Forum members input is appreciated to refine the portfolio further…

Regards

Prabhu


(cathene) #4

How did you predict the management foul play well before it happened in meghmani organics. It will provide us a good understanding on how to approach the Indian equity with more precision and identifying the red flags before they could destroy our capital. Thanks well in advance


(chets) #5

You have some excellent picks. However recent additions like yes bank can be replaced with better banks. Looks like you entered the stock since it fell a lot. Never Compromise on quality however cheap the stock may be.
All the best!


(lprabhu1107) #6

exiting Meghmani was a luck…being a chemical engineer, i have all my friends working in Dyes, pigments, petrochemicals and related fields…hence got a cue from my souces to exit…and that is also the reason why i have 5 companies related to chemicals in my portfolio (initially i had 8)…circle of competence!!!


(lprabhu1107) #7

yes you are right…will monitor Yes Bank for some more time and then take a call


(Amit Jain) #8

The business is good. Numbers are near the top. NPA divergence issue needs to be put in proper perspective. Say this happened with hdfc bank… would investors shun it ?

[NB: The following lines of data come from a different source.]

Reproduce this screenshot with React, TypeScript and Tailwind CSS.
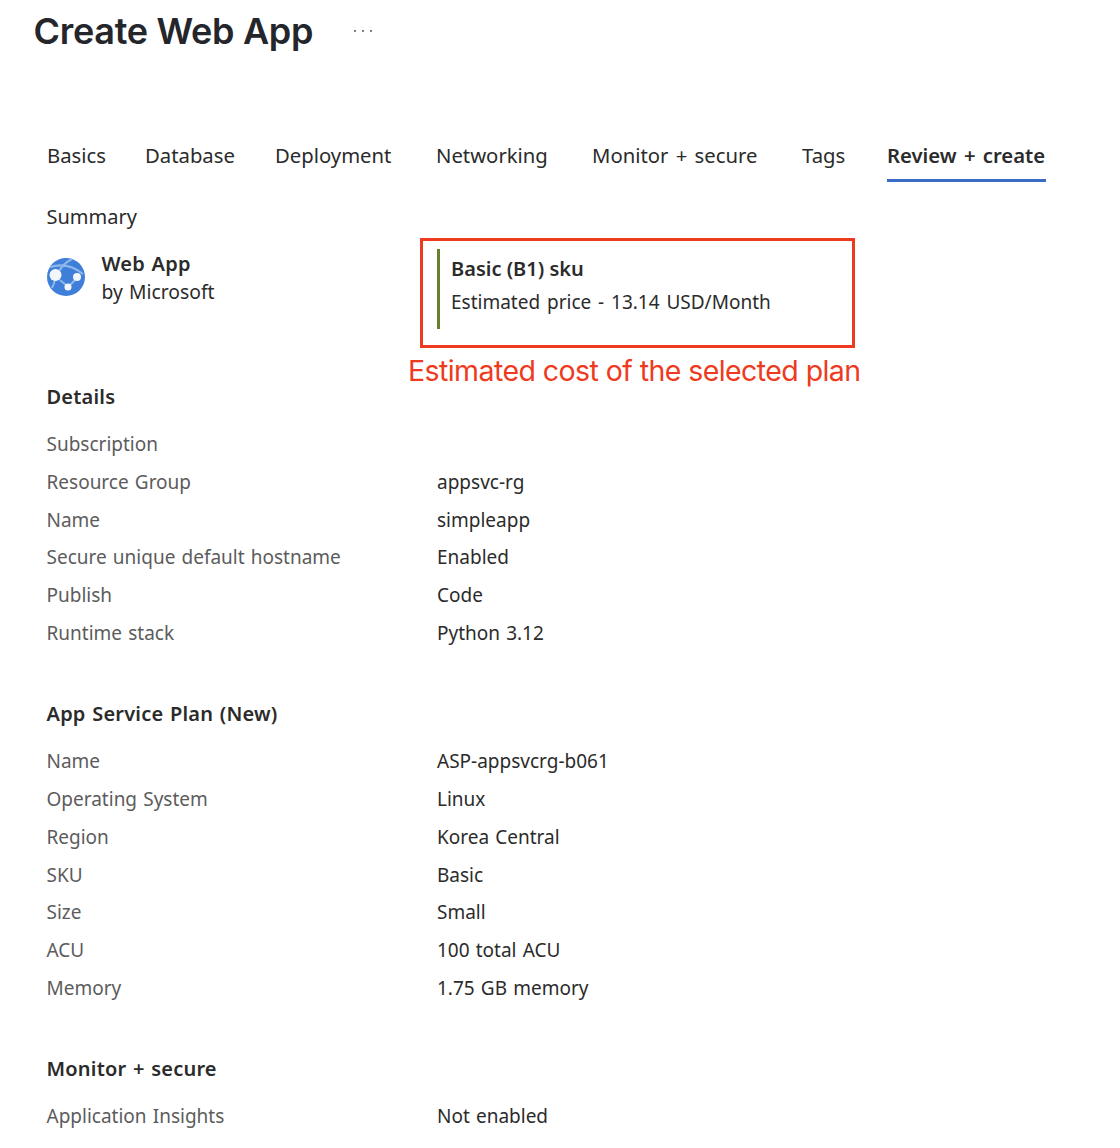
const font = { fontFamily: '"Noto Sans", sans-serif' };

function Row({ label, value }: { label: string; value?: string }) {
  return (
    <div className="flex h-[37.85px] items-center text-[19px] [word-spacing:1.2px]">
      <div className="w-[390.5px] text-[#5c5c5c]">{label}</div>
      <div className="text-[#2b2b2b]">{value}</div>
    </div>
  );
}

function Section({ title, rows, className }: { title: string; rows: [string, string?][]; className: string }) {
  return (
    <section className={className}>
      <h2 className="flex h-[28px] items-center text-[20px] font-semibold tracking-[0.2px] text-[#2b2b2b] [word-spacing:1.2px]">{title}</h2>
      <div className="mt-[14.2px]">
        {rows.map(([l, v], i) => (
          <Row key={i} label={l} value={v} />
        ))}
      </div>
    </section>
  );
}

function WebAppIcon() {
  return (
    <svg width="38" height="38" viewBox="0 0 38 38" className="shrink-0">
      <circle cx="19" cy="19" r="19" fill="#3f7fd9" />
      <path
        d="M3 9c10-3 22-2 33 7M25 1c-6 3-11 8-14 14M13 22l7 6M28 22l-5 5M5 30c2-4 3-7 3-10"
        stroke="#8fb9ea"
        strokeWidth="2"
        fill="none"
      />
      <circle cx="8.5" cy="17" r="6" fill="#f3f6fb" />
      <circle cx="30" cy="19" r="4" fill="#f3f6fb" />
      <circle cx="21" cy="29" r="3.5" fill="#f3f6fb" />
    </svg>
  );
}

export default function App() {
  const tabs = ["Basics", "Database", "Deployment", "Networking", "Monitor + secure", "Tags"];
  return (
    <div className="relative h-[1148px] w-[1120px] overflow-hidden bg-white" style={font}>
      <header className="flex h-[62px] items-center pl-[33.5px]">
        <h1 className="text-[36px] font-semibold tracking-[-0.3px] text-[#24262b]" style={{ fontFamily: "Inter, sans-serif" }}>
          Create Web App
        </h1>
        <span className="ml-[41px] flex gap-[6px]">
          <span className="size-[2px] rounded-full bg-[#555]" />
          <span className="size-[2px] rounded-full bg-[#555]" />
          <span className="size-[2px] rounded-full bg-[#555]" />
        </span>
      </header>

      <nav className="-mt-[1px] pt-[74px] pl-[47px] grid h-[121px] grid-cols-[98px_130px_161px_156px_210px_85px_159px] text-[20.3px] whitespace-nowrap text-[#2b2b2b] [word-spacing:2px]">
        {tabs.map((t) => (
          <span key={t} className="h-[40px] leading-[40px]">{t}</span>
        ))}
        <span className="h-[47px] border-b-[3px] border-[#3b6cc4] font-semibold leading-[40px]">Review + create</span>
      </nav>

      <main className="pl-[46.5px]">
        <div className="mt-[20px] flex h-[30px] items-center text-[20px] text-[#2b2b2b]">Summary</div>
        <div className="mt-[26px] flex h-[38px] items-start gap-[17px]">
          <WebAppIcon />
          <div className="-mt-[8px] text-[20px] leading-[28px] text-[#2b2b2b]">
            <div className="font-semibold tracking-[0.2px] [word-spacing:1.2px]">Web App</div>
            <div className="text-[19.3px] [word-spacing:1.2px]">by Microsoft</div>
          </div>
        </div>

        <Section
          className="mt-[87px]"
          title="Details"
          rows={[
            ["Subscription"],
            ["Resource Group", "appsvc-rg"],
            ["Name", "simpleapp"],
            ["Secure unique default hostname", "Enabled"],
            ["Publish", "Code"],
            ["Runtime stack", "Python 3.12"],
          ]}
        />
        <Section
          className="mt-[48px]"
          title="App Service Plan (New)"
          rows={[
            ["Name", "ASP-appsvcrg-b061"],
            ["Operating System", "Linux"],
            ["Region", "Korea Central"],
            ["SKU", "Basic"],
            ["Size", "Small"],
            ["ACU", "100 total ACU"],
            ["Memory", "1.75 GB memory"],
          ]}
        />
        <Section
          className="mt-[48px]"
          title="Monitor + secure"
          rows={[["Application Insights", "Not enabled"]]}
        />
      </main>

      <div className="absolute left-[420px] top-[238px] h-[110px] w-[435px] border-[3px] border-[#ee3a1e] pl-[14px] pt-[8px]">
        <div className="flex h-[80px] border-l-[3px] border-[#66812b] pl-[11px] text-[#2b2b2b]">
          <div>
            <div className="mt-[1px] flex h-[38px] items-center text-[20px] font-semibold">Basic (B1) sku</div>
            <div className="flex h-[28px] items-center text-[19px] [word-spacing:1.9px]">Estimated price - 13.14 USD/Month</div>
          </div>
        </div>
      </div>
      <div
        className="absolute left-[408px] top-[352px] text-[28.5px] leading-[38px] tracking-[-0.57px] text-[#ee3a1e]"
        style={{ fontFamily: "Inter, sans-serif" }}
      >
        Estimated cost of the selected plan
      </div>
    </div>
  );
}
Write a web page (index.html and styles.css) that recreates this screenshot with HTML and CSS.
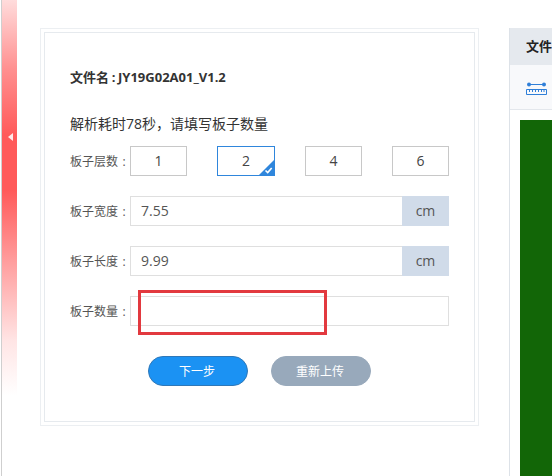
FILE: index.html
```html
<!DOCTYPE html>
<html lang="zh">
<head>
<meta charset="utf-8">
<title>板子数量</title>
<link rel="stylesheet" href="styles.css">
</head>
<body>
<div class="page">
  <aside class="rail"><span class="rail-arrow"></span></aside>
  <main class="card-outer">
    <div class="card">
      <div class="file-name">文件名<span class="sep">:</span>JY19G02A01_V1.2</div>
      <div class="hint">解析耗时78秒<span class="punct">，</span>请填写板子数量</div>
      <div class="row">
        <span class="label">板子层数<span class="colon">:</span></span>
        <div class="layers">
          <span class="layer">1</span>
          <span class="layer active">2<svg class="tick" viewBox="0 0 15 15"><path d="M15 0V15H0Z" fill="#2f86dc"/><path d="M6.5 10.5l2.2 2 4-4.6" fill="none" stroke="#fff" stroke-width="1.6"/></svg></span>
          <span class="layer">4</span>
          <span class="layer">6</span>
        </div>
      </div>
      <div class="row">
        <span class="label">板子宽度<span class="colon">:</span></span>
        <div class="field"><span class="value">7.55</span><span class="unit">cm</span></div>
      </div>
      <div class="row">
        <span class="label">板子长度<span class="colon">:</span></span>
        <div class="field"><span class="value">9.99</span><span class="unit">cm</span></div>
      </div>
      <div class="row">
        <span class="label">板子数量<span class="colon">:</span></span>
        <div class="field"><span class="value"></span></div>
        <span class="callout"></span>
      </div>
      <div class="actions">
        <span class="btn btn-next">下一步</span>
        <span class="btn btn-reset">重新上传</span>
      </div>
    </div>
  </main>
  <section class="preview">
    <header class="preview-head">文件名<span class="sep">:</span>JY19G02A01_V1.2</header>
    <div class="preview-tools">
      <svg class="ruler" viewBox="0 0 21 15" width="21" height="15">
        <path d="M3 4.5H18" stroke="#2f7fd8" stroke-width="1" fill="none"/>
        <circle cx="3" cy="4.5" r="2" fill="#2f7fd8"/>
        <circle cx="18" cy="4.5" r="2" fill="#2f7fd8"/>
        <path d="M.5 9.5H20.5V14.5H.5ZM3.5 9.5V12M6.5 9.5V12M9.5 9.5V12M12.5 9.5V12M15.5 9.5V12M18 9.5V12" stroke="#2f7fd8" stroke-width="1" fill="none"/>
      </svg>
    </div>
    <div class="preview-body"><div class="board"></div></div>
  </section>
</div>
</body>
</html>
```
FILE: styles.css
```css
html, body {
  margin: 0;
  height: 100%;
  overflow: hidden;
  background: #fff;
}
body {
  font-family: "Open Sans", "Noto Sans CJK SC", sans-serif;
  color: #333;
}
.page {
  display: flex;
  align-items: flex-start;
  width: 552px;
  height: 476px;
  overflow: hidden;
}
.rail {
  flex: none;
  position: relative;
  width: 15px;
  height: 476px;
  margin-left: 2px;
  background: linear-gradient(to bottom, #ffdcdc 0, #ff8f8f 70px, #ff5a5a 135px, #ff5a5a 190px, #ff9c9c 260px, #ffe4e4 340px, #fff 395px);
  box-shadow: -1px 0 0 #cfcfcf;
}
.rail-arrow {
  position: absolute;
  left: 6px;
  top: 133px;
  border-style: solid;
  border-width: 4px 5px 4px 0;
  border-color: transparent #ffe9e9 transparent transparent;
}
.punct {
  font-family: "Noto Sans CJK TC", sans-serif;
}
.sep {
  display: inline-block;
  width: 9px;
  text-align: center;
}
.colon {
  display: inline-block;
  width: 12px;
  text-align: center;
}
.card-outer {
  flex: none;
  box-sizing: border-box;
  width: 439px;
  height: 398px;
  margin: 28px 0 0 23px;
  padding: 3px;
  border: 1px solid #eceff2;
}
.card {
  box-sizing: border-box;
  height: 100%;
  padding: 35px 25px 0;
  border: 1px solid #e6eaee;
}
.file-name {
  font-size: 13px;
  font-weight: 700;
  line-height: 18px;
  color: #333;
}
.hint {
  margin-top: 27px;
  font-size: 14px;
  line-height: 20px;
  color: #333;
}
.row {
  position: relative;
  display: flex;
  align-items: center;
  height: 30px;
  margin-top: 20px;
}
.hint + .row {
  margin-top: 12px;
}
.label {
  flex: none;
  width: 60px;
  font-size: 12px;
  color: #555;
  white-space: nowrap;
}
.layers {
  flex: 1;
  display: flex;
  justify-content: space-between;
}
.layer {
  position: relative;
  box-sizing: border-box;
  width: 57px;
  height: 30px;
  border: 1px solid #c8c8c8;
  text-align: center;
  font-size: 14px;
  line-height: 28px;
  color: #444;
}
.layer.active {
  width: 58px;
  border-color: #2f86dc;
}
.tick {
  position: absolute;
  right: 0;
  bottom: 0;
  width: 15px;
  height: 15px;
}
.field {
  flex: 1;
  display: flex;
  box-sizing: border-box;
  height: 30px;
  border: 1px solid #dfdfdf;
}
.value {
  flex: 1;
  padding-left: 10px;
  font-size: 14px;
  line-height: 27px;
  color: #555;
}
.unit {
  flex: none;
  width: 47px;
  margin: -1px -1px -1px 0;
  background: #d0dbe9;
  text-align: center;
  font-size: 14px;
  line-height: 29px;
  color: #555;
}
.callout {
  position: absolute;
  left: 68px;
  top: -6px;
  box-sizing: border-box;
  width: 189px;
  height: 45px;
  border: 3px solid #e2393f;
}
.actions {
  display: flex;
  gap: 23px;
  margin: 30px 0 0 78px;
}
.btn {
  box-sizing: border-box;
  width: 100px;
  height: 30px;
  padding-right: 2px;
  border-radius: 15px;
  text-align: center;
  font-size: 12px;
  line-height: 29px;
  color: #fff;
}
.btn-next {
  background: #1b92f3;
  border: 1px solid #2f78b8;
}
.btn-reset {
  background: #98a9bb;
  border: 1px solid #98a9bb;
}
.preview {
  flex: none;
  width: 400px;
  height: 448px;
  margin: 28px 0 0 30px;
  background: #f8f9fb;
  border-left: 1px solid #dde2e8;
}
.preview-head {
  box-sizing: border-box;
  height: 37px;
  padding-left: 16px;
  background: #e5e9ee;
  font-size: 13px;
  font-weight: 700;
  line-height: 36px;
  color: #222;
  white-space: nowrap;
}
.preview-tools {
  box-sizing: border-box;
  height: 45px;
  padding: 15px 0 0 16px;
  border-bottom: 1px solid #e3e7ec;
}
.ruler {
  display: block;
}
.preview-body {
  padding: 10px 0 0 10px;
  background: #fff;
  height: 366px;
}
.board {
  height: 366px;
  background: #126607;
}
```
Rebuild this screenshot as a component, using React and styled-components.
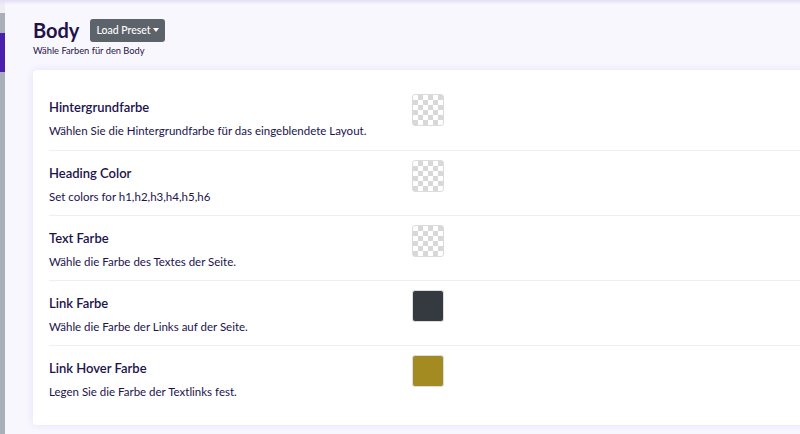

I think it’s a opportunity right now.


(chets) #9

Everyone is entitled to their thought process. NPA divergence is enough for me to stay away however lucrative the opportunity may be.


(cathene) #10

Yes bank could be the next PC jewellers. Well may be just need to keep our fingers crossed all the time. :sob:


(Amit Jain) #11

From what I understand there is a divergence in the reported NPA. No scam as such. The divergence is not major or shattering. Just the fact that there has been a purposful misrepresentation of an important fact, and more importantly it has been caught.

Business is still strong, numbers that matter are good, not as good as HDFC bank’s nor is the asking price.

The stock is inherently volatile, as they take more risk to compete with Kotak and hdfc.